Soru 6. Hocam, ocakta Umreye gittim. Say dan sonra sakalımı kazıdım, ihramdan çıktım. Umren olmamış diyorlar. Siz ne dersiniz?
Cevap 6. Siz ihramdan çıkmak için saçınızın dörtte birini kestirecektiniz. Siz suç işlemişsiniz. Umreniz tamam, amma ceza olarak bir koyun kurban edeceksiniz. O koyunun yeri Mekke, Haram sınırları içinde kesilecektir. Başka yerde kesilirse kurban yerine değil et yerine geçer.
Soru 7. Hocam, ocakta Umredeydik. Ben ihram giymedim. Mekke’de otelde umreye niyet et, ihram giy yeter dediler. Ne dersiniz?
Cevap 7. Mekke’ye girerken mikat sınırları var. O sınırlarda ihram giyilir. Siz sınırları geçmişsiniz.
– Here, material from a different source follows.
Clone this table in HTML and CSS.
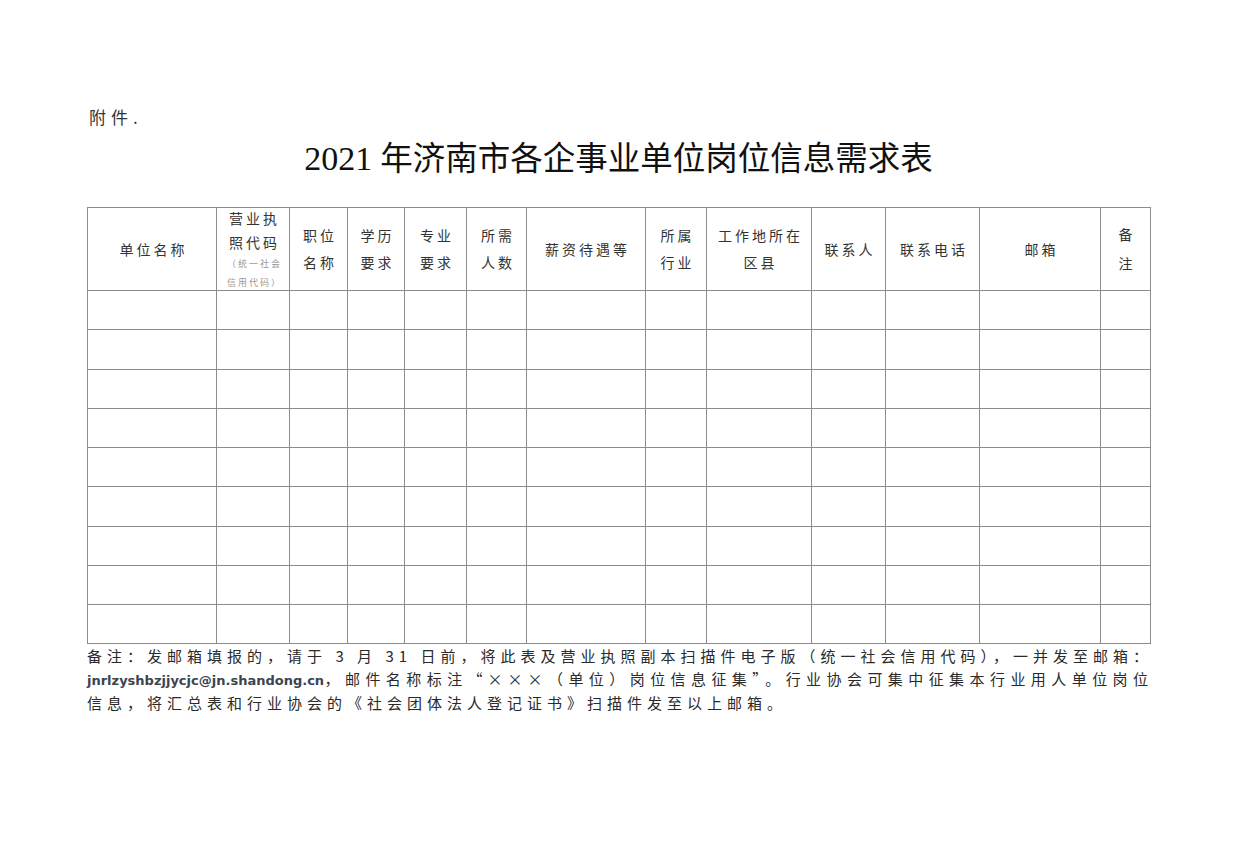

Medine’ye gidip dönseydiniz cezası yoktur. Siz ceza olarak bir kurban keseceksiniz. O kurban Mekke’de Haram sınırları içinde kesilecek.
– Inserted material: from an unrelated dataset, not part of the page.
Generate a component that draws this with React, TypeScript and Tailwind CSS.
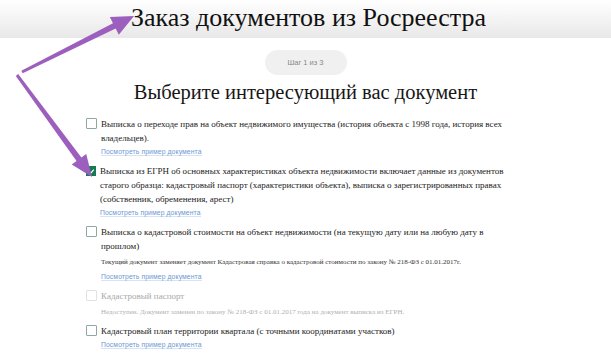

Soru 8. Hocam, yeni umreden döndüm. Çok kalabalıktı, otelde şampuanla banyo yaptım. Daha tavaf yapmamıştık. Ne yapmam lazım?
Cevap 8. Bir uzvun dörtte biri koklanırsa ceza olarak bir koyun keseceksiniz. O kurbanın kesim yeri Mekke, Haram bölgesidir.
Soru 9. Hocam, Mekke, Medine esnafı bize çok kızıyor. Türkler dükkanlara girerken selam vermiyor diyorlar. Biz de Müslüman’ız, neden selam vermezler diyorlar. Siz ne dersiniz?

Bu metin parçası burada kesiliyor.